--- begin GIVEN INFORMATION ---

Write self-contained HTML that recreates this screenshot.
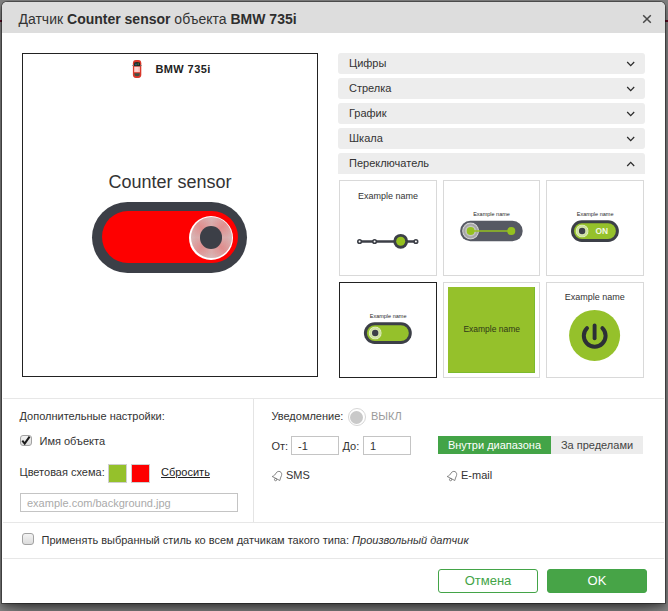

--- end GIVEN INFORMATION ---
--- begin GIVEN INFORMATION ---

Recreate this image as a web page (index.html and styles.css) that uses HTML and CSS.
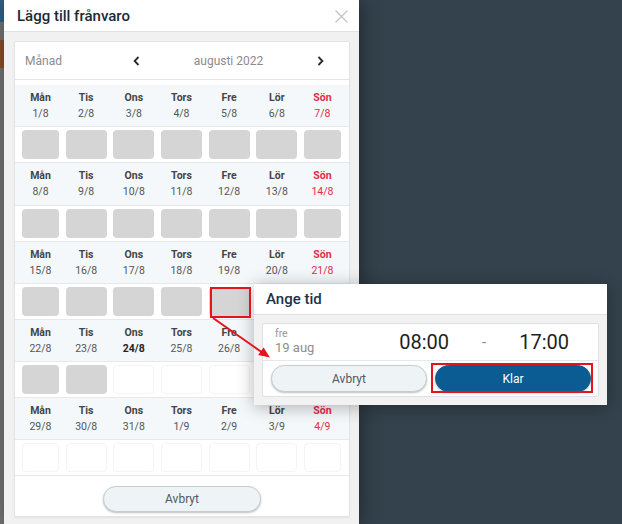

--- end GIVEN INFORMATION ---
--- begin GIVEN INFORMATION ---

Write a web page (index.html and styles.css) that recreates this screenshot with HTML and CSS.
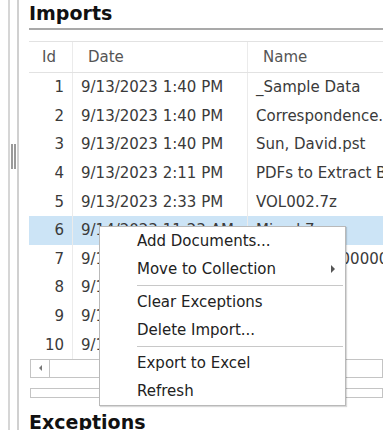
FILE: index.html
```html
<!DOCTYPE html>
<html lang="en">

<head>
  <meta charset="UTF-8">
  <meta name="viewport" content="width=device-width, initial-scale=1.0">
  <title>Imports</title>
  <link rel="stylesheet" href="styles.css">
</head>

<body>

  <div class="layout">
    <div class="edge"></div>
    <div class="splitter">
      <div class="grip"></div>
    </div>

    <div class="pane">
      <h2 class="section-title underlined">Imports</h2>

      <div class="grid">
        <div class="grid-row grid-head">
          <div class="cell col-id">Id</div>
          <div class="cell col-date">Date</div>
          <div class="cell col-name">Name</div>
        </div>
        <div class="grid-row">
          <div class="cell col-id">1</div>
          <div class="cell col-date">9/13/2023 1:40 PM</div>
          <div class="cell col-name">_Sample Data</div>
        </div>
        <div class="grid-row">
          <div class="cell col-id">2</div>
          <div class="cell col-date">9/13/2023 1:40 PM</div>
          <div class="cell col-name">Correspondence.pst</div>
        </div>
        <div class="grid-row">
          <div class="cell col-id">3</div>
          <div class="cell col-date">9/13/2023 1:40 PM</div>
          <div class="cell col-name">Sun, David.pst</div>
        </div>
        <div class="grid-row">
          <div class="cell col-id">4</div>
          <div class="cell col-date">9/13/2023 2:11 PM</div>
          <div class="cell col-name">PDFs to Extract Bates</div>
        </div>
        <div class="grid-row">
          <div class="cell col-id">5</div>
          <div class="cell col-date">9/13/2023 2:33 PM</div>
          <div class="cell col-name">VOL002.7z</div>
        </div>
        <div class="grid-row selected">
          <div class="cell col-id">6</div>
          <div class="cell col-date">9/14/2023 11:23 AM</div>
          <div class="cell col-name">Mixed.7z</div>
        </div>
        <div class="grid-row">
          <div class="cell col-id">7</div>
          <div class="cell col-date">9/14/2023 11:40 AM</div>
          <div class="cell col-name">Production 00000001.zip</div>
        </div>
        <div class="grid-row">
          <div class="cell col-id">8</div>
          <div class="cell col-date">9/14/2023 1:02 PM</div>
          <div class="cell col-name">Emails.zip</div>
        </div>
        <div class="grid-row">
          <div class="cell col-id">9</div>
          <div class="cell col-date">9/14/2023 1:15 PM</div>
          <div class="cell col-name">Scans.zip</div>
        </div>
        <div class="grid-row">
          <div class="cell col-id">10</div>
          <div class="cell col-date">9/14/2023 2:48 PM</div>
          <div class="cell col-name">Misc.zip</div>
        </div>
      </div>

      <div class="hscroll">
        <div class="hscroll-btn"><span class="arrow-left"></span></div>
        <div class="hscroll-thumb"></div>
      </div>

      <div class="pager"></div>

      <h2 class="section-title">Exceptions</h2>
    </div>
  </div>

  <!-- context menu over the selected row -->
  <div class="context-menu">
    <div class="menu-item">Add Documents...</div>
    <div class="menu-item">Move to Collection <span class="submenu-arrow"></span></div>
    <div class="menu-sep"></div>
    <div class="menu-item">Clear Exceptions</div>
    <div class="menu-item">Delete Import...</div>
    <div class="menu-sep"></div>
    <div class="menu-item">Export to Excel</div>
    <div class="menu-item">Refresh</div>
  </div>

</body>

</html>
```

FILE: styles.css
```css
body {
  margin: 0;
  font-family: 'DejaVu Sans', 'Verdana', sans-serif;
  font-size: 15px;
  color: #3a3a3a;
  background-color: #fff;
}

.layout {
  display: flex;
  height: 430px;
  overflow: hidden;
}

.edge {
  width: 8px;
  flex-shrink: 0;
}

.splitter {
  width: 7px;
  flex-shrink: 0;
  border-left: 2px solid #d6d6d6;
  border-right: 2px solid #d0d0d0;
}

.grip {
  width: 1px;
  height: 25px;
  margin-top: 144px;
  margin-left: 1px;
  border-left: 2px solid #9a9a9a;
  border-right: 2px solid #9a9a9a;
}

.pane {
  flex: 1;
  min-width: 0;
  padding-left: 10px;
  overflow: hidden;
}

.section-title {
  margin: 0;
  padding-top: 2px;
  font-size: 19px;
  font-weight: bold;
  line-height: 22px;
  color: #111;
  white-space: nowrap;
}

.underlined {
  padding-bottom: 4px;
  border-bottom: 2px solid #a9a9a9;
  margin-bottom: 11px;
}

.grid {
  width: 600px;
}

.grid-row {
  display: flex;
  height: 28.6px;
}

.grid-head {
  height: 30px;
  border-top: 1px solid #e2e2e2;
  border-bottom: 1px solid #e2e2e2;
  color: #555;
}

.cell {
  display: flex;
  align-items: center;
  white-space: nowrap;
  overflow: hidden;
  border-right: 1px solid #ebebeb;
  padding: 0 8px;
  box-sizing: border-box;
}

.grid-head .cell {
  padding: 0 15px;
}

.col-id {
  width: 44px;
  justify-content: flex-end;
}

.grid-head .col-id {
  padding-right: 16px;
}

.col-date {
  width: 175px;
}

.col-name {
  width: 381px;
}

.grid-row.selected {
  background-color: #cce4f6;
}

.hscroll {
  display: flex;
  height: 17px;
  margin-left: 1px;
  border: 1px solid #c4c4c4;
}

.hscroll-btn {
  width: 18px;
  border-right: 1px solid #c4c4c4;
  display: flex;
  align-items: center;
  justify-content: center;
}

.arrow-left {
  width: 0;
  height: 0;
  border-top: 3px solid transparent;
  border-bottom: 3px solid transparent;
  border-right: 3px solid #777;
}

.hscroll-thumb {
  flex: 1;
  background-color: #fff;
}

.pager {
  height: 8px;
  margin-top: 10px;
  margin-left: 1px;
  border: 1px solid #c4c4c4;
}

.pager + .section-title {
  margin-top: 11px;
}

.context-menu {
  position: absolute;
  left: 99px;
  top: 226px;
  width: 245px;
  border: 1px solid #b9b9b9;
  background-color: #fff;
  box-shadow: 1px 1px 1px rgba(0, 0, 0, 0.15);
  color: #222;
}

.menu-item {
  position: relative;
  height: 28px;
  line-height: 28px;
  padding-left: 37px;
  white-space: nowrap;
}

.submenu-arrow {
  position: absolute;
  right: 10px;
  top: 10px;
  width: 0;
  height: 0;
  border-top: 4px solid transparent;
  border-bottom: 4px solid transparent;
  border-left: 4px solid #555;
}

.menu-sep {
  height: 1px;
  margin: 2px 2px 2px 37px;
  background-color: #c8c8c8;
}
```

--- end GIVEN INFORMATION ---

= YOUR OBJECTIVE =
Give only the count of lines in this material that contain the string "styles".

= RESULT =
4